Hükümetin bu rapora tepkisinin ne olacağını tahmin etmek güç değil. Başbakan Davutoğlu, Cumhuriyet gazetesini “Basın
özgürlüğü hakaret etme özgürlüğü değil” diye eleştirdi. Hatta iki yazarın Charlie Hebdo’nun kapağını, kendi inanç ve ifade özgürlüğü çerçevesinde yayımlamasını “Gelin bize saldırın diye tahrik oluşturuluyor” şeklinde yorumladı.
Kişisel olarak Cumhuriyet’in yayın politikasını beğenmeyebilir, rahatsızlık duyabilir, eleştirebilirsiniz. Ancak kim veya hangi gerekçeyle olursa olsun, hayati tehditle karşı karşıya olanı suçlamanın faydası yok, zararı var...
Dink’in ölüm yıldönümünde...
Basın ve ifade özgürlüğü üzerinden taraf tutmanın yanlış ve tehlikelerine hepimiz şahit olduk. Bu ülkede Madımak böyle yaşandı, gazeteciler, Hrant Dink böyle bir sürecin sonucunda öldürüldü. Bugün adalet yerini bulmadığı gibi çoğunluğun azınlığın üzerindeki tahakkümü yeni infiallere, huzursuzluklara ve bir ihtimal saldırılara yol açabilir.
Pazartesi günü, Hrant Dink suikastı sekizinci yılını dolduracak. Bir kez daha kol kola girip katillerin ortaya çıkarılıp cezalandırılmasını, nefret söylemine son verilmesini ve farklılıklarımıza rağmen birlikte, barış içinde yaşama isteğimizi yüksek sesle söyleyeceğiz.
Öteki hakkında ne düşünürsek düşünelim, şiddete kucak açan her türlü beyanatı, davranışı reddediyoruz. Meslektaşlarımıza ve mesleğimize “ama”sız sahip çıkacağız. Yarın bir başka gazetenin önünde tehdit savrulacak olursa, bulunduğumuz yer ve savunduğumuz ilkeler değişmeyecek.
En doğrusu, hür ifade ve basın özgürlüğünün bir demokrasinin olmazsa olmazı olduğunu, teminatının da laik cumhuriyet olduğunu bıkmadan, usanmadan yazmaya devam etmek...
GÜZEL ŞEYLER KÖŞESİ
- Mezunu olduğum İstanbul Lisesi’yle gurur duyuyorum: Okulun Bilimsel Etkinlikler Komitesi 19-21 Ocak tarihleri arasında 5. Numune-i Terakki Bilim Günleri’ni düzenliyor.

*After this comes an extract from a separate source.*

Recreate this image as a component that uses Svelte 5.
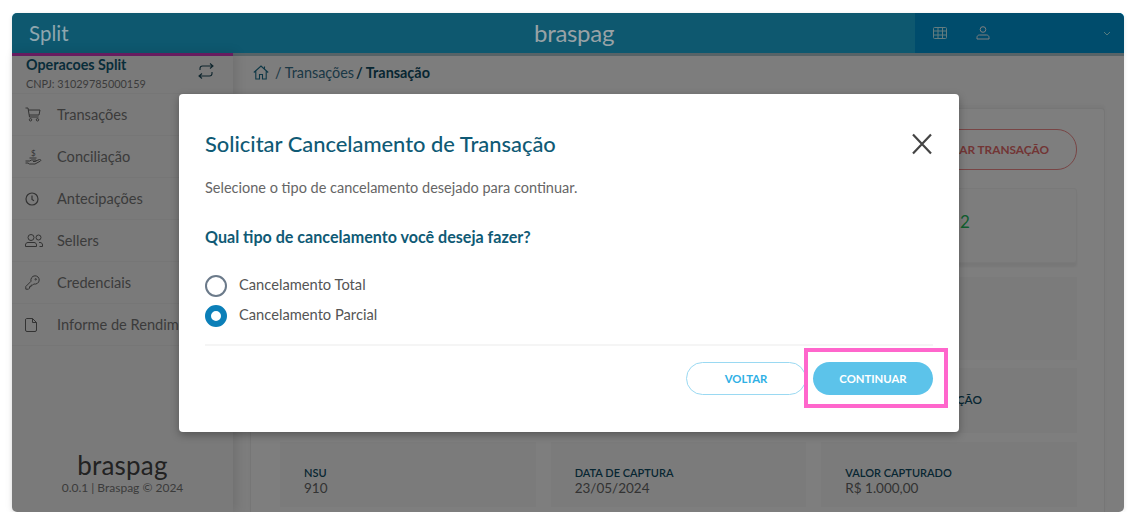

- “Numune-i Terakki”nin manası, aydınlanmışlık örneği. İstanbul Lisesi’nin ilk ismi ve döneminde Osmanlı’nın ilk öğrenci ve ikinci bilim dergisi olma özelliğini taşıyan dergiye ithafen Bilim Günleri’ne adı verilmiş.

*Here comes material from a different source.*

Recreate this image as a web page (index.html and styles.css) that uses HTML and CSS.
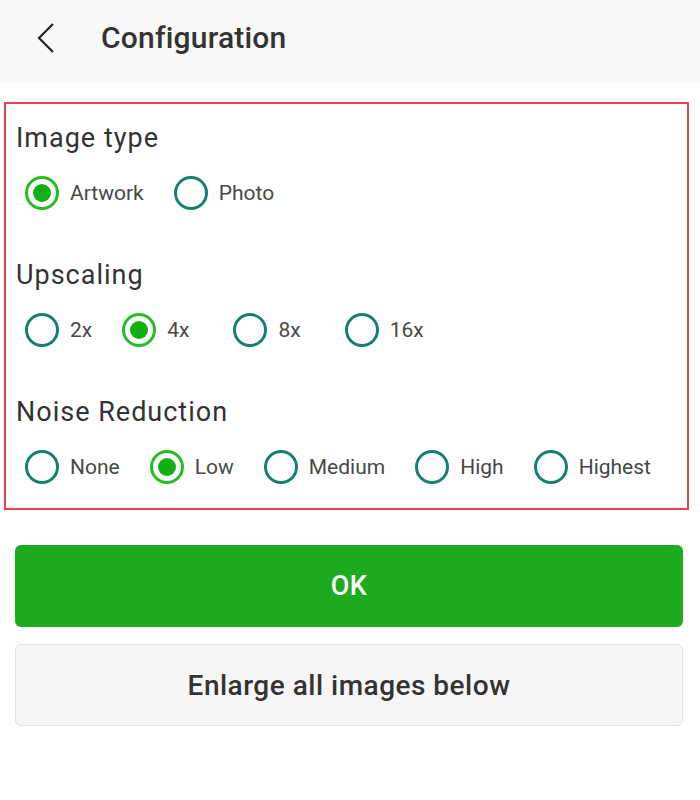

- Bilim Günleri’nde “Dünya Dışı Yaşam”, “Evrende Madde ve Enerji, Karadelikler”, “Oyunlar Kuramı”, “Kuantum Mekaniği” gibi başlıklar konuşulacak. Etkinlik, beş uzmanın yer aldığı “Evrim” paneliyle son bulacak. Yaşasın ifade özgürlüğü, yaşasın bilim, yaşasın bu ülkenin zihni açık, barışçıl gençleri!